Provided material:
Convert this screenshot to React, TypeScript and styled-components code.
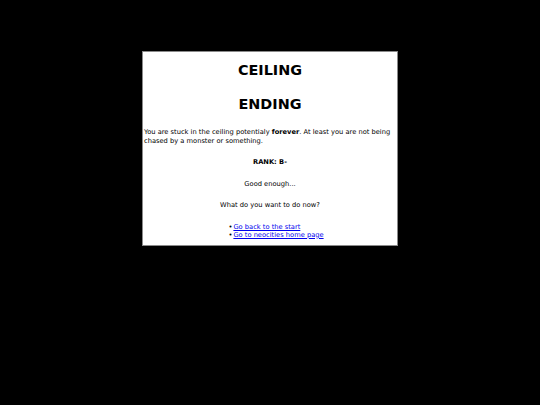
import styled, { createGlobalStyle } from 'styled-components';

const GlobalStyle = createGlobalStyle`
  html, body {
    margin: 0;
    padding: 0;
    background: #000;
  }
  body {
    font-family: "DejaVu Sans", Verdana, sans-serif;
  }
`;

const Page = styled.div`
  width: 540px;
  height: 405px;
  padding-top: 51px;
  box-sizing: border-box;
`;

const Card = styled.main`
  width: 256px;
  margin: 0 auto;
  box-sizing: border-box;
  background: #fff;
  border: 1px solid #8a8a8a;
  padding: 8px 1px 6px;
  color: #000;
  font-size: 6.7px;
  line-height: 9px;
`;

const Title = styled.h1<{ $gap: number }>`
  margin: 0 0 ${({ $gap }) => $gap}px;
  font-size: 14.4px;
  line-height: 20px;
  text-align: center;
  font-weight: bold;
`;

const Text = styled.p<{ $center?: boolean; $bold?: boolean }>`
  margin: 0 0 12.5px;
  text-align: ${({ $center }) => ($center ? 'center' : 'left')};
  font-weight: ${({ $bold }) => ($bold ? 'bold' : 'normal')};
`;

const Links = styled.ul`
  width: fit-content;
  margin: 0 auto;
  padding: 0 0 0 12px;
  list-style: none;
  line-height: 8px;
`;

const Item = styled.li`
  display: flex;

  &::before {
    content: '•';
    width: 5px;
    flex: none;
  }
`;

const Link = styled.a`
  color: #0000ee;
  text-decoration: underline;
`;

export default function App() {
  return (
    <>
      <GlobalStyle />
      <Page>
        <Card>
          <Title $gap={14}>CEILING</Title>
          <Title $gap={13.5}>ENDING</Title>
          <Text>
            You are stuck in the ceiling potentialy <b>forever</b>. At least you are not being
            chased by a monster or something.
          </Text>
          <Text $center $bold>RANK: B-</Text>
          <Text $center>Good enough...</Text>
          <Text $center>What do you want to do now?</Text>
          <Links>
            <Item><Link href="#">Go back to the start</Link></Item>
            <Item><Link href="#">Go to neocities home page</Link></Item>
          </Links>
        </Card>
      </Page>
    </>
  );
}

Problem details:
Output the data exactly. Pictures don't belong in the result.

Problem solution:
Convert this screenshot to React, TypeScript and styled-components code.
import styled, { createGlobalStyle } from 'styled-components';

const GlobalStyle = createGlobalStyle`
  html, body {
    margin: 0;
    padding: 0;
    background: #000;
  }
  body {
    font-family: "DejaVu Sans", Verdana, sans-serif;
  }
`;

const Page = styled.div`
  width: 540px;
  height: 405px;
  padding-top: 51px;
  box-sizing: border-box;
`;

const Card = styled.main`
  width: 256px;
  margin: 0 auto;
  box-sizing: border-box;
  background: #fff;
  border: 1px solid #8a8a8a;
  padding: 8px 1px 6px;
  color: #000;
  font-size: 6.7px;
  line-height: 9px;
`;

const Title = styled.h1<{ $gap: number }>`
  margin: 0 0 ${({ $gap }) => $gap}px;
  font-size: 14.4px;
  line-height: 20px;
  text-align: center;
  font-weight: bold;
`;

const Text = styled.p<{ $center?: boolean; $bold?: boolean }>`
  margin: 0 0 12.5px;
  text-align: ${({ $center }) => ($center ? 'center' : 'left')};
  font-weight: ${({ $bold }) => ($bold ? 'bold' : 'normal')};
`;

const Links = styled.ul`
  width: fit-content;
  margin: 0 auto;
  padding: 0 0 0 12px;
  list-style: none;
  line-height: 8px;
`;

const Item = styled.li`
  display: flex;

  &::before {
    content: '•';
    width: 5px;
    flex: none;
  }
`;

const Link = styled.a`
  color: #0000ee;
  text-decoration: underline;
`;

export default function App() {
  return (
    <>
      <GlobalStyle />
      <Page>
        <Card>
          <Title $gap={14}>CEILING</Title>
          <Title $gap={13.5}>ENDING</Title>
          <Text>
            You are stuck in the ceiling potentialy <b>forever</b>. At least you are not being
            chased by a monster or something.
          </Text>
          <Text $center $bold>RANK: B-</Text>
          <Text $center>Good enough...</Text>
          <Text $center>What do you want to do now?</Text>
          <Links>
            <Item><Link href="#">Go back to the start</Link></Item>
            <Item><Link href="#">Go to neocities home page</Link></Item>
          </Links>
        </Card>
      </Page>
    </>
  );
}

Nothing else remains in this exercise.